Power infrastructure bottlenecks are a major impediment to data center development. Power scarcity garners most of the headlines, but equally as significant are the extended timelines required to build transmission lines. These challenges will continue to intensify as the data center sector expands rapidly into new geographies.

In many markets it can take four years or more to have high-capacity power lines extended to new development sites. Most of this delay is associated with securing easements and regulatory approvals. Supply chains continue to be challenged, particularly for transformers and switchgear, but equipment procurement is not the primary reason for transmission delays. These challenges have led to a shift in site selection criteria, with land now being evaluated based on available power capacity and proximity to transmission lines, rather than pricing or total acreage.

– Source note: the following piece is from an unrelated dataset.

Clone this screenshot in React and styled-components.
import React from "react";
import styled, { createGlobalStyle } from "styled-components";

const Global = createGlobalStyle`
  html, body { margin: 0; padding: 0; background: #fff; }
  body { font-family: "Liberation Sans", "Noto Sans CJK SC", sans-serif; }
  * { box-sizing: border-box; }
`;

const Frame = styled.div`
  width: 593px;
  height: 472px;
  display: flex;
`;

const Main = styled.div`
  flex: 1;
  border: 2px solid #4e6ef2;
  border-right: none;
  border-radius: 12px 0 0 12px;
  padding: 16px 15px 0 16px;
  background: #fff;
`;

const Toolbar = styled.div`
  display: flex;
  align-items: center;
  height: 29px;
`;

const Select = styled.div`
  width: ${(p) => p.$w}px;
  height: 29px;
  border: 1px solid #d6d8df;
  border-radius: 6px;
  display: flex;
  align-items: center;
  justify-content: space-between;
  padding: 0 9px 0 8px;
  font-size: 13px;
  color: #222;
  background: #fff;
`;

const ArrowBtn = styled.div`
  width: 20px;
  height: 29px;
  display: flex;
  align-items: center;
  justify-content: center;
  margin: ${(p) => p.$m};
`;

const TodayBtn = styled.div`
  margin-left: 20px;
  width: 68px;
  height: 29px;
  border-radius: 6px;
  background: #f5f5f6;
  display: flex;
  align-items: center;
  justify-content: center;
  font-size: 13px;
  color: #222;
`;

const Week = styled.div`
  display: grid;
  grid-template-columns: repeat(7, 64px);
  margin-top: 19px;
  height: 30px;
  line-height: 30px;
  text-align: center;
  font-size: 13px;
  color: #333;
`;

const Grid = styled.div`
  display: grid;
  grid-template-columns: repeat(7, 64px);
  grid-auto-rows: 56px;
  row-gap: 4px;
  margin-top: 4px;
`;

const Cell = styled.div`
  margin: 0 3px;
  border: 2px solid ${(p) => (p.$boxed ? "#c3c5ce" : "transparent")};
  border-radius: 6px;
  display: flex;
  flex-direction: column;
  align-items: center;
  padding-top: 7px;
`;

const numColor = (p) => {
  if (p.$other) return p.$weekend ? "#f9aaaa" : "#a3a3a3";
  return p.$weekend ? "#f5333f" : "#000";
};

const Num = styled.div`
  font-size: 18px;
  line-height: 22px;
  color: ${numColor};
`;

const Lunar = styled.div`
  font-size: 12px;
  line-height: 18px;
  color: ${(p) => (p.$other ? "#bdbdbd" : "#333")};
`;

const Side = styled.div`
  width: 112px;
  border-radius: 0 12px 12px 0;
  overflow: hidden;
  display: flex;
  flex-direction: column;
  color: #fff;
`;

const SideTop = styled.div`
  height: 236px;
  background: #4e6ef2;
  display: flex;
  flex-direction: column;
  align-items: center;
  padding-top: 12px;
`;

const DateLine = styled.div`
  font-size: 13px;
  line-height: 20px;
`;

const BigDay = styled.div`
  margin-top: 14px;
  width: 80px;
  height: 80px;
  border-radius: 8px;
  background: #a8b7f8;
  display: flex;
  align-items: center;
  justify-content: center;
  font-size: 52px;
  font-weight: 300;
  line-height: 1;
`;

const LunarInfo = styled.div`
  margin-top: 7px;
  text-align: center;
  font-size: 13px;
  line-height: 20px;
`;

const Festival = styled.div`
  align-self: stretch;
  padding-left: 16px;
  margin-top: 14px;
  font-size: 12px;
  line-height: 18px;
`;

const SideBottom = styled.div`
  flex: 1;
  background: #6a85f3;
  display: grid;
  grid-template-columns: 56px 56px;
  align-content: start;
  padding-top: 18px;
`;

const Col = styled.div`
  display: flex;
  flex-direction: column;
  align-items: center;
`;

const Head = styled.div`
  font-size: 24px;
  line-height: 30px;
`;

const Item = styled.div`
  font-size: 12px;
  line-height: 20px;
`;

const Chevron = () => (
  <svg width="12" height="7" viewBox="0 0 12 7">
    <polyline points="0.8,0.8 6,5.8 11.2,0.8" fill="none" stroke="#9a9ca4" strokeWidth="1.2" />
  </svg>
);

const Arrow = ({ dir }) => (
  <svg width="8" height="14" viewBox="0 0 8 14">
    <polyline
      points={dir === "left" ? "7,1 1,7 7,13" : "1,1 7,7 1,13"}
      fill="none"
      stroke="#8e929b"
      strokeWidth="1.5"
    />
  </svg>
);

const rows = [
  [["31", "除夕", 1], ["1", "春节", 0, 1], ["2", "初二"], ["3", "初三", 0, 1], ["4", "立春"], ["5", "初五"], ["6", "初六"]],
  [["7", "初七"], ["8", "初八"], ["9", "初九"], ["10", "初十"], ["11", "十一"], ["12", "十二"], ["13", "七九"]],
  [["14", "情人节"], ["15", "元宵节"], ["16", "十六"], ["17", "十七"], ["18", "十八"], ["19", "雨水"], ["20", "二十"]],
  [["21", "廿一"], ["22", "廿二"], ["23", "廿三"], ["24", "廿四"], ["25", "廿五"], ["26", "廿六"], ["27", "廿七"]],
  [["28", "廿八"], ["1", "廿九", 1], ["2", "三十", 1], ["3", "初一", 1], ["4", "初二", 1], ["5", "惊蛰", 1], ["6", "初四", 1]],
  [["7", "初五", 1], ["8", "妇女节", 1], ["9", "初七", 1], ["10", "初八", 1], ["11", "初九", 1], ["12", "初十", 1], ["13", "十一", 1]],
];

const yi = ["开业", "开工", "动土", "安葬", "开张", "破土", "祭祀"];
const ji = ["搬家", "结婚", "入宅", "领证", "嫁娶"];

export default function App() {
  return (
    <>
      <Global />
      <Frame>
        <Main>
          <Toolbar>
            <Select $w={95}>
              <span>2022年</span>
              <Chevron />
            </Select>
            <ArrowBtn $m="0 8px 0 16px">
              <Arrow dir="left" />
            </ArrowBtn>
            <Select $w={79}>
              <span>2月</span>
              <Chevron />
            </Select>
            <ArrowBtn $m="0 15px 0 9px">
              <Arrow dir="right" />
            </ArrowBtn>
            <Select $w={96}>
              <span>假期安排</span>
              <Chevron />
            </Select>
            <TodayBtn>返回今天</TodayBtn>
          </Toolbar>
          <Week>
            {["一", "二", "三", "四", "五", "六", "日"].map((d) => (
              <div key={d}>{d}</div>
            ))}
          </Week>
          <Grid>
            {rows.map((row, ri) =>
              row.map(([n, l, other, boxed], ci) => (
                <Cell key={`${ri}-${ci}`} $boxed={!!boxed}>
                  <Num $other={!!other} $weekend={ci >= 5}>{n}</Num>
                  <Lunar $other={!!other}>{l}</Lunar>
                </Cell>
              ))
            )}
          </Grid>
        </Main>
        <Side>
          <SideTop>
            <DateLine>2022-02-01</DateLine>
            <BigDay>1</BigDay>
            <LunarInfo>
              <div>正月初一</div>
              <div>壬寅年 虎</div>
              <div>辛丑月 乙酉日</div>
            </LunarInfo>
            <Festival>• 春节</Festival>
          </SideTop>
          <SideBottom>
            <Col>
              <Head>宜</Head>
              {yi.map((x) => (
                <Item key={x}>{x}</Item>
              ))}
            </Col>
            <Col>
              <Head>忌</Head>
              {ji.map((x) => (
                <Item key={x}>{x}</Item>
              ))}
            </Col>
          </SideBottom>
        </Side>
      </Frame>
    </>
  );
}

Utilities are now more selective in Purchase Power Agreement (PPA) approvals, using thorough intake forms and application fees to filter out speculators. This is generally seen as positive for the industry as it focuses limited resources on serious, well-funded projects. However, it does not address the fundamental issue of long lead times for infrastructure development.

Enthusiasm for nuclear will continue to gain momentum in 2025

Nuclear power is emerging as a preferred solution to meet the growing energy demands of data centers, particularly for AI and high-performance computing applications. Tech companies are the largest occupiers of data center space, and they have among the most aggressive net zero targets. Nuclear provides a solution to both challenges.

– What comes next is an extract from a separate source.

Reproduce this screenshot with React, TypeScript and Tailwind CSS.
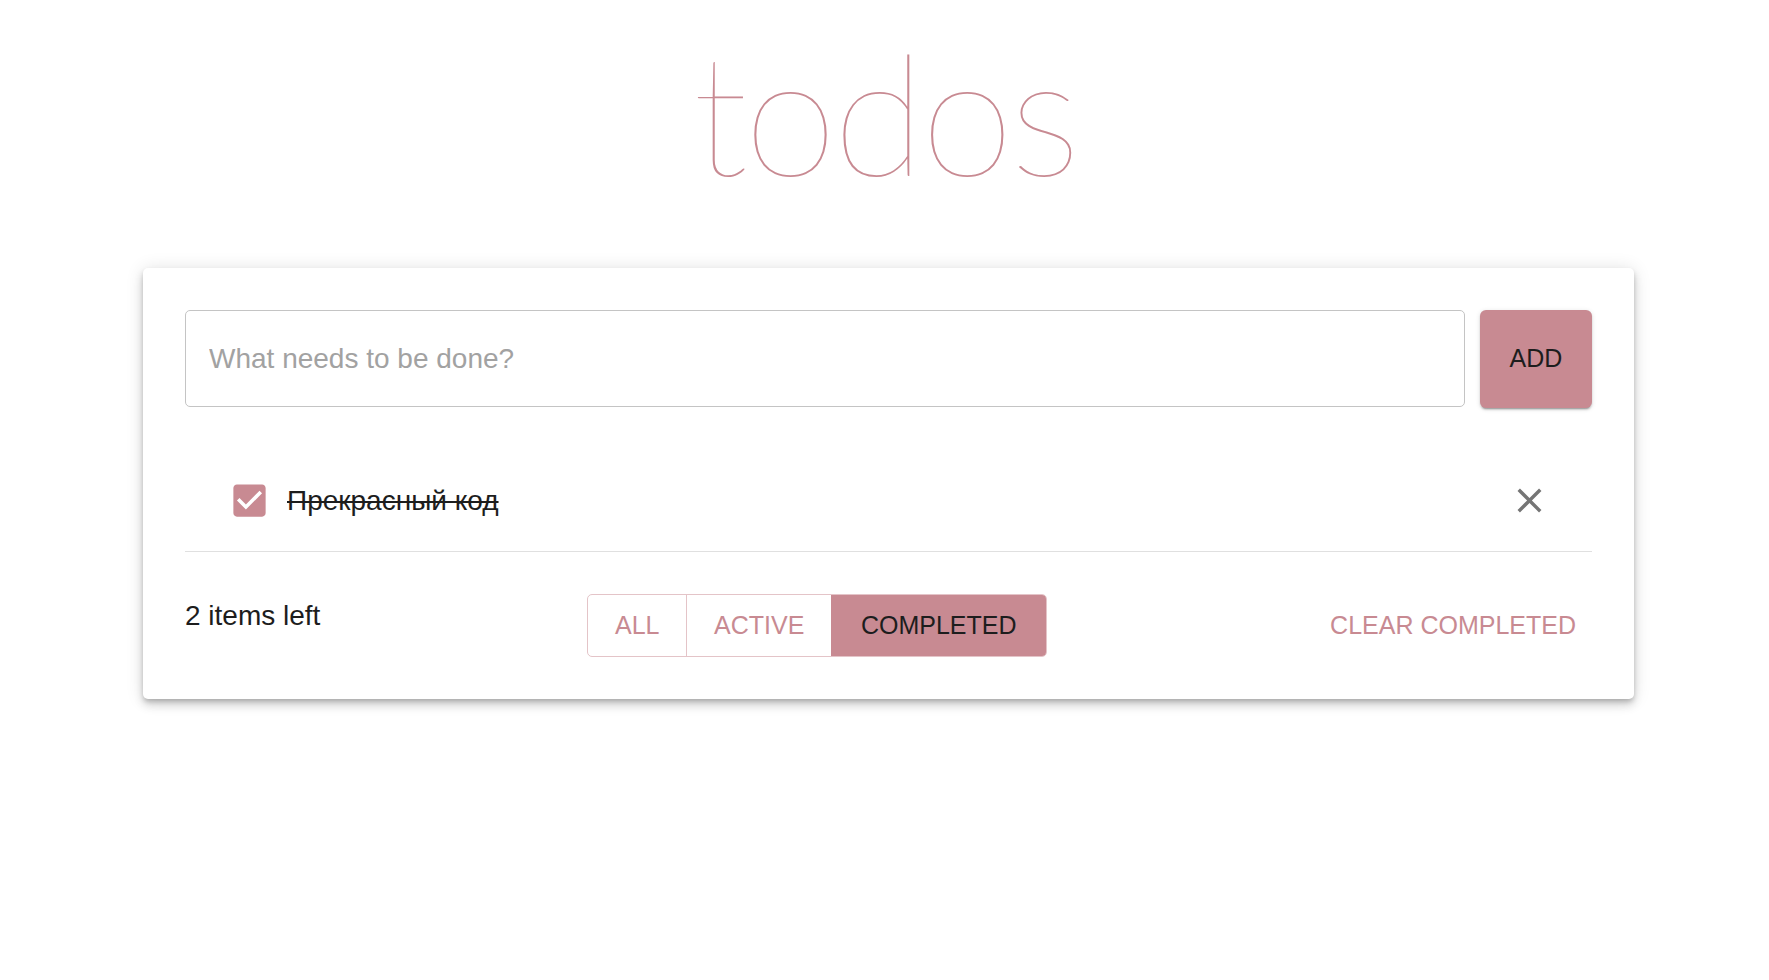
import { useState } from "react";

type Filter = "all" | "active" | "completed";

const PINK = "#c88a92";

export default function App() {
    const [filter, setFilter] = useState<Filter>("completed");
    const [text, setText] = useState<string>("");
    const [todos, setTodos] = useState([
        { id: 1, title: "Прекрасный код", done: true },
    ]);

    const toggle = (id: number) => {
        setTodos(todos.map((t) => (t.id === id ? { ...t, done: !t.done } : t)));
    };

    const remove = (id: number) => {
        setTodos(todos.filter((t) => t.id !== id));
    };

    const visible = todos.filter((t) =>
        filter === "all" ? true : filter === "active" ? !t.done : t.done
    );

    return (
        <div className="min-h-screen bg-white font-['Liberation_Sans',Arial,sans-serif] text-[#1d1d1d]">
            <h1 className="pt-[21px] h-[268px] text-center font-['Lato',sans-serif] font-thin text-[169px] leading-[180px] text-[#c88a92] tracking-[-4px]">
                todos
            </h1>

            <div className="pl-[143px] pr-[135px]">
                <div className="bg-white rounded-[5px] p-[42px] shadow-[0_3px_5px_-1px_rgba(0,0,0,0.2),0_6px_10px_0_rgba(0,0,0,0.14),0_1px_18px_0_rgba(0,0,0,0.12)]">
                    <div className="flex gap-[15px]">
                        <input
                            value={text}
                            onChange={(e) => setText(e.target.value)}
                            placeholder="What needs to be done?"
                            className="flex-1 h-[97px] px-[23px] text-[28px] border border-[#c4c4c4] rounded-[5px] outline-none placeholder:text-[#a2a2a2]"
                        />
                        <button className="w-[112px] h-[98px] rounded-[6px] bg-[#c88a92] text-[25px] text-[#1d1d1d] shadow-[0_3px_1px_-2px_rgba(0,0,0,0.2),0_2px_2px_0_rgba(0,0,0,0.14),0_1px_5px_0_rgba(0,0,0,0.12)]">
                            ADD
                        </button>
                    </div>

                    <ul className="mt-[42px]">
                        {visible.map((todo) => (
                            <li key={todo.id} className="flex items-center h-[102px] border-b border-[#e0e0e0] pl-[40px] pr-[42px]">
                                <button onClick={() => toggle(todo.id)} className="w-[43px] h-[43px] ml-[3px] flex items-center justify-center">
                                    <svg viewBox="0 0 24 24" width="43" height="43" fill={PINK}>
                                        <path d="M19 3H5c-1.11 0-2 .9-2 2v14c0 1.1.89 2 2 2h14c1.11 0 2-.9 2-2V5c0-1.1-.89-2-2-2zm-9 14l-5-5 1.41-1.41L10 14.17l7.59-7.59L19 8l-9 9z" />
                                    </svg>
                                </button>
                                <span className="ml-[16px] text-[28px] line-through decoration-[2px] flex-1">
                                    {todo.title}
                                </span>
                                <button onClick={() => remove(todo.id)} className="w-[41px] h-[41px] flex items-center justify-center">
                                    <svg viewBox="0 0 24 24" width="41" height="41" fill="#757575">
                                        <path d="M19 6.41 17.59 5 12 10.59 6.41 5 5 6.41 10.59 12 5 17.59 6.41 19 12 13.41 17.59 19 19 17.59 13.41 12z" />
                                    </svg>
                                </button>
                            </li>
                        ))}
                    </ul>

                    <div className="mt-[42px] flex justify-between items-start">
                        <span className="text-[28px] leading-[32px] pt-[6px]">2 items left</span>
                        <div className="flex h-[63px] rounded-[5px] border border-[#e4c4c8] overflow-hidden text-[25px]">
                            <button
                                onClick={() => setFilter("all")}
                                className={filter === "all" ? "w-[98px] bg-[#c88a92] text-[#1d1d1d]" : "w-[98px] text-[#c88a92]"}
                            >
                                ALL
                            </button>
                            <button
                                onClick={() => setFilter("active")}
                                className={filter === "active" ? "w-[145px] border-l border-[#e4c4c8] bg-[#c88a92] text-[#1d1d1d]" : "w-[145px] border-l border-[#e4c4c8] text-[#c88a92]"}
                            >
                                ACTIVE
                            </button>
                            <button
                                onClick={() => setFilter("completed")}
                                className={filter === "completed" ? "w-[215px] bg-[#c88a92] text-[#1d1d1d]" : "w-[215px] border-l border-[#e4c4c8] text-[#c88a92]"}
                            >
                                COMPLETED
                            </button>
                        </div>
                        <button className="h-[63px] px-[16px] text-[25px] text-[#c88a92]">
                            CLEAR COMPLETED
                        </button>
                    </div>
                </div>
            </div>
        </div>
    );
}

As traditional power grids struggle to keep up with increasing power demands, nuclear energy is gaining enthusiasm as a clean and reliable alternative energy source for data centers. Multiple nuclear PPAs were signed in 2024 involving active nuclear plants as well as decommissioned plants which will be reactivated around 2028. However, the development pipeline for additional large-scale nuclear facilities is limited. Instead, attention has turned to another form of nuclear energy: small modular reactors (SMRs).

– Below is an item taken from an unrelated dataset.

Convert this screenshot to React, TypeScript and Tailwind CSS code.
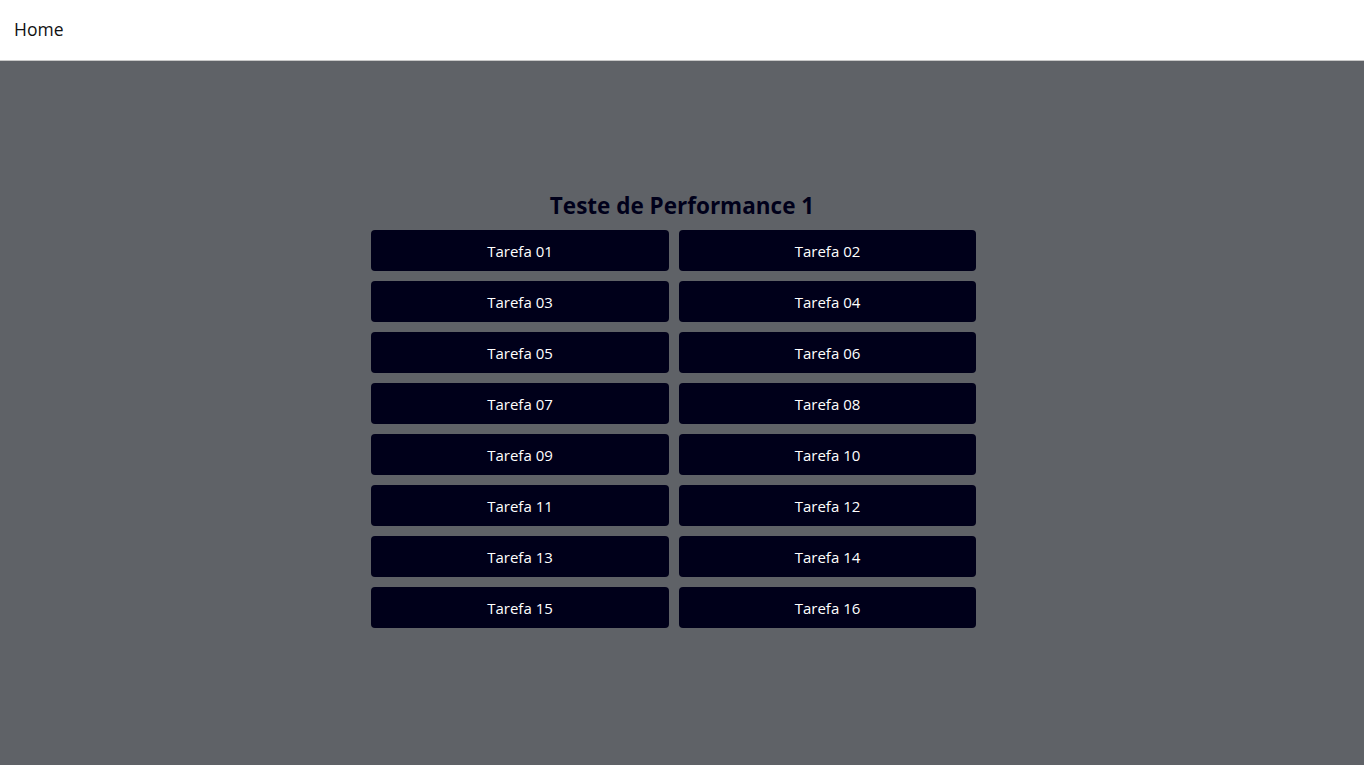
import React from 'react';

const tarefas = Array.from({ length: 16 }, (_, i) => `Tarefa ${String(i + 1).padStart(2, '0')}`);

const App: React.FC = () => {
  return (
    <div className="min-h-screen flex flex-col bg-[#5f6267] font-['Open_Sans',sans-serif]">
      {/* Header */}
      <header className="h-[61px] bg-white border-b border-[#c8c8c8] flex items-center px-[14px] pb-[2px]">
        <span className="text-[17.5px] font-medium text-[#111]">Home</span>
      </header>

      {/* Content */}
      <main className="h-[704px] flex items-center justify-center">
        <div className="w-[622px] flex flex-col items-center pb-[7px]">
          <h1 className="mt-[1px] text-[22.5px] leading-[28px] font-bold text-[#00001a] mb-[10px]">Teste de Performance 1</h1>
          <div className="self-start grid grid-cols-[298px_297px] gap-[10px]">
            {tarefas.map((t) => (
              <button
                key={t}
                className="h-[41px] pt-[2px] rounded-[4px] bg-[#00001a] text-white text-[15px] flex items-center justify-center"
              >
                {t}
              </button>
            ))}
          </div>
        </div>
      </main>
    </div>
  );
};

export default App;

SMRs can provide 1.5 to 300 megawatts of power. They are modular and scalable, making them potentially an ideal solution for data centers at a fraction of the traditional large-scale nuclear cost. It is important to note that SMR technology is still in the early stages of development, with commercial deployment in the U.S. not expected until 2030 at the earliest. However, if SMRs materialize as a credible power alternative, they could provide data centers with abundant green energy. This would have significant implications for site selection, data center design and ongoing operations.

2025 will be another record year for development financing

Data center development financing will achieve another record year in 2025. Across the hyperscale and colocation segments, an estimated 10 GW is projected to break ground globally in 2025. Separately, 7 GW will likely reach completion. This equates to roughly $170 billion in asset value that will need to secure either development or permanent financing in 2025.

Data center development financing is typically arranged at 65% to 80% loan-to-cost while permanent financing is typically arranged at 65% to 75% loan-to-value. The majority of data center development financing has historically been originated by a handful of lenders, but as the deals get larger, the lending pool is slowly increasing and club deals are becoming more common.

Asset trades likely to increase only moderately in 2025

A relatively limited number of data centers trade each year. For context, global data center investment sales (excluding entity trades and recaps) have averaged just $7 billion annually since 2020. This compares to an annual average of $241 billion for office assets over the same period.

An increased number of developers will be looking to exit positions and recycle capital in the year ahead. But in many cases, these developers will have challenges making the numbers work. As result, global data center trading volume is likely to record only a modest increase in 2025.

The modest increase, despite significant investor interest, is due to several factors. First, the significant upward move in interest rates in most G10 countries between the time assets were financed a few years ago and today has created a significant bid-ask spread. Second, there are variances in relet assumptions between buyers and sellers which are contributing to bid-ask spreads. Most owners are not in a position where they need to sell, so they are likely to hold on to assets over the next year and wait for financial conditions to become more advantageous.

Looking ahead

As we look ahead to 2025, it is clear that the data center sector is on the precipice of enormous, transformative growth driven by the rapid advancement of AI and its increasing compute demands. This growth is creating both opportunities and challenges, the convergence of rising power requirements and data center growth is leading to a generational investment opportunity. The emergence of new technologies provide additional latitude for sustainability growth and value creation, but also highlight the fundamental importance of expert advice and guidance in this rapidly evolving sector.